Warren kidnapping victim testifies she feared for her life


By Ed Runyan

runyan@vindy.com

WARREN

A Charles Avenue Southeast woman testified Tuesday she feared she and her son would be killed if she got back into her car with an armed kidnapper Feb. 22 — so she chose to “end it.”

Reiko Williamson said during the trial for Taylor Ervin-Williams, 20, of Belmont Street Northwest, that she and her son had fallen asleep in the same room while watching television at their home that night, but she awoke to an armed and masked man standing in the room, demanding money.

She gave him $40 from her purse, but he demanded more.

He forced her and her son, Bryce Humphrey, 19, to get into their own car about 10 p.m. and ordered Williamson to drive to her ATM machine in the parking lot of the Hot Dog Shoppe on West Market Street, where she walked to the ATM and withdrew $300. The restaurant was just closing.

After handing the robber the cash and hearing him say, “Get in the car,” she took decisive action — telling him “No,” and backing away from the car.

“I decided at that moment, ‘This is going to end one way or another right here,’” she said, explaining, “They always say don’t go to that second location. It’s probably where you’re going to get it.

“So if he was going to get me and Bryce, he was going to get us there — out in the open where we could be found, where somebody might be able to get to us to help us.”

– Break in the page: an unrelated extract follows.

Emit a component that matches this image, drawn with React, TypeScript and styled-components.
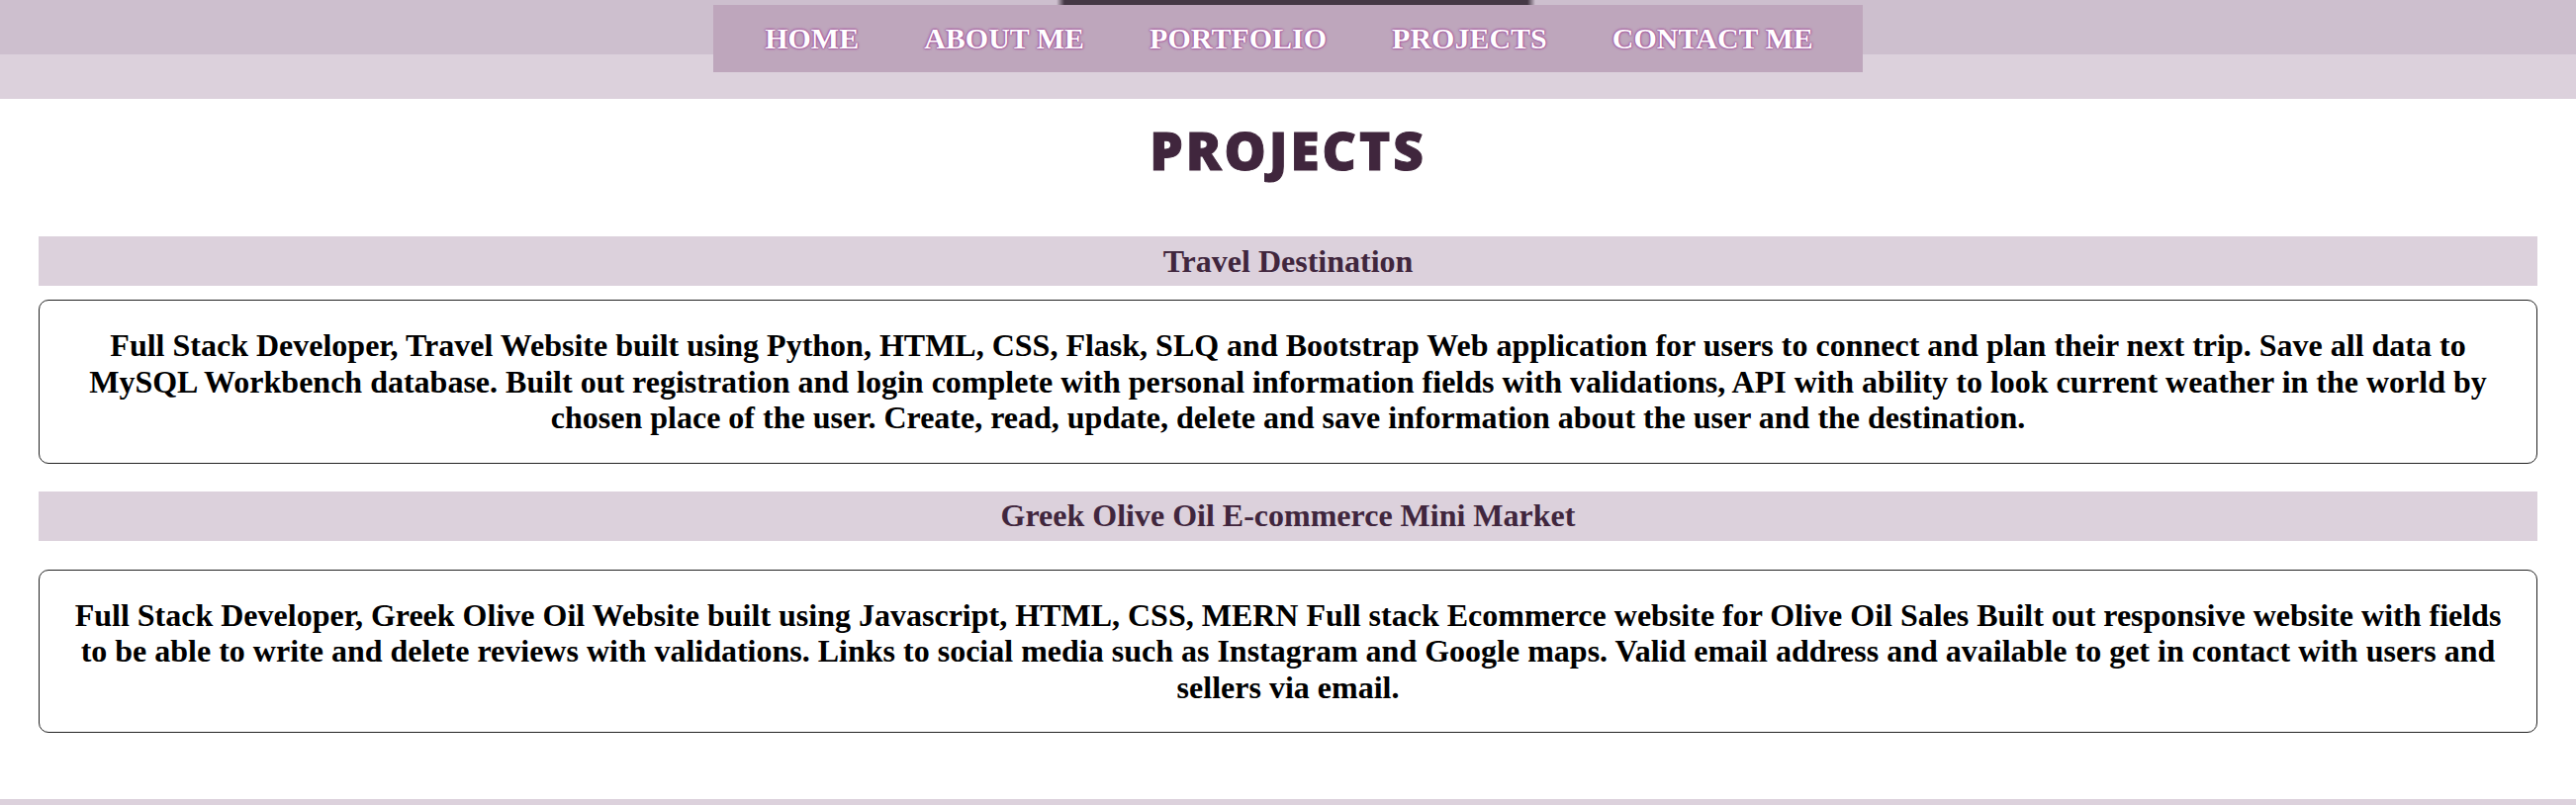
import React from 'react';
import styled, { createGlobalStyle } from 'styled-components';

const GlobalStyle = createGlobalStyle`
  html, body {
    margin: 0;
    padding: 0;
    background: #ffffff;
  }
  body {
    font-family: 'Liberation Serif', 'Times New Roman', serif;
    min-height: 814px;
  }
  #root {
    min-height: 814px;
    display: flex;
    flex-direction: column;
  }
`;

const Header = styled.header`
  position: relative;
  height: 100px;
  box-sizing: border-box;
  padding-top: 5px;
  display: flex;
  justify-content: center;
  align-items: flex-start;
  background: linear-gradient(#cdbfce 0 55px, #dcd1dc 55px 100px);
`;

// dark strip peeking out above the nav (bottom edge of the banner image)
const BannerEdge = styled.div`
  position: absolute;
  top: 0;
  left: calc(50% - 234px);
  width: 484px;
  height: 6px;
  background: linear-gradient(
    to right,
    rgba(69, 56, 69, 0),
    #453845 8px,
    #453845 calc(100% - 8px),
    rgba(69, 56, 69, 0)
  );
`;

const Nav = styled.nav`
  position: relative;
  height: 68px;
  box-sizing: border-box;
  padding: 0 50px 0 52px;
  display: flex;
  align-items: center;
  gap: 66px;
  background: #bea6bc;
`;

const NavLink = styled.a`
  font-family: 'Liberation Serif', 'Times New Roman', serif;
  font-weight: bold;
  font-size: 30px;
  color: #ffffff;
  text-decoration: none;
  white-space: nowrap;
  text-shadow: 0 0 3px #9c3f95, 0 0 2px #9c3f95, 0 0 1px #9c3f95;
`;

const Main = styled.main`
  flex: 1;
  padding: 0 39px;
  display: flex;
  flex-direction: column;
`;

const PageTitle = styled.h1`
  margin: 26px 0 61px;
  text-align: center;
  font-family: 'Open Sans', 'Noto Sans', sans-serif;
  font-weight: 800;
  font-size: 53px;
  line-height: 52px;
  letter-spacing: 3px;
  color: #40263d;
  -webkit-text-stroke: 1px #40263d;
`;

const ProjectBar = styled.h2`
  margin: 0;
  height: 50px;
  display: flex;
  align-items: center;
  justify-content: center;
  background: #dcd1dc;
  font-family: 'Liberation Serif', 'Times New Roman', serif;
  font-weight: bold;
  font-size: 32px;
  color: #40263d;
`;

const ProjectBox = styled.div<{ $top: number }>`
  margin: ${(p) => p.$top}px 0 28px;
  padding: 27px 32px;
  border: 1px solid #222222;
  border-radius: 10px;
  text-align: center;
  font-family: 'Liberation Serif', 'Times New Roman', serif;
  font-weight: bold;
  font-size: 32px;
  line-height: 36.5px;
  color: #000000;
`;

const Footer = styled.footer`
  margin-top: 39px;
  height: 6px;
  background: #dcd1dc;
`;

const links = ['HOME', 'ABOUT ME', 'PORTFOLIO', 'PROJECTS', 'CONTACT ME'];

const projects = [
  {
    title: 'Travel Destination',
    top: 14,
    text: 'Full Stack Developer, Travel Website built using Python, HTML, CSS, Flask, SLQ and Bootstrap Web application for users to connect and plan their next trip. Save all data to MySQL Workbench database. Built out registration and login complete with personal information fields with validations, API with ability to look current weather in the world by chosen place of the user. Create, read, update, delete and save information about the user and the destination.',
  },
  {
    title: 'Greek Olive Oil E-commerce Mini Market',
    top: 29,
    text: 'Full Stack Developer, Greek Olive Oil Website built using Javascript, HTML, CSS, MERN Full stack Ecommerce website for Olive Oil Sales Built out responsive website with fields to be able to write and delete reviews with validations. Links to social media such as Instagram and Google maps. Valid email address and available to get in contact with users and sellers via email.',
  },
];

function App() {
  return (
    <>
      <GlobalStyle />
      <Header>
        <BannerEdge />
        <Nav>
          {links.map((l) => (
            <NavLink key={l} href="#">
              {l}
            </NavLink>
          ))}
        </Nav>
      </Header>
      <Main>
        <PageTitle>PROJECTS</PageTitle>
        {projects.map((p) => (
          <section key={p.title}>
            <ProjectBar>{p.title}</ProjectBar>
            <ProjectBox $top={p.top}>{p.text}</ProjectBox>
          </section>
        ))}
      </Main>
      <Footer />
    </>
  );
}

export default App;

Williamson said she backed away, “hoping he would shoot out at me, and Bryce could get away, or [the kidnapper] might come out and chase me.” But the man didn’t shoot, so she looked at her son and motioned with her hands for him to get out of the car and run toward her.

“And I just turned around and started running toward the Hot Dog Shoppe,” she said. “As soon as I turned around, Bryce was right there, screaming ‘Go, go, keep going.”

A few moments later, they flagged down a motorist, who allowed them to use his cellphone to call 911.

A short time later, Warren police spotted Williamson’s car with a male inside and chased it, sometimes at high speeds, through the city until the driver bailed out and ran near Belmont Street.

Police apprehended Ervin-Williams nearby and charged him with the crime. Ervin-Williams, on trial in the courtroom of Judge Ronald Rice of Trumbull County Common Pleas Court, could get more than 40 years in prison if convicted of kidnapping, aggravated burglary and aggravated robbery.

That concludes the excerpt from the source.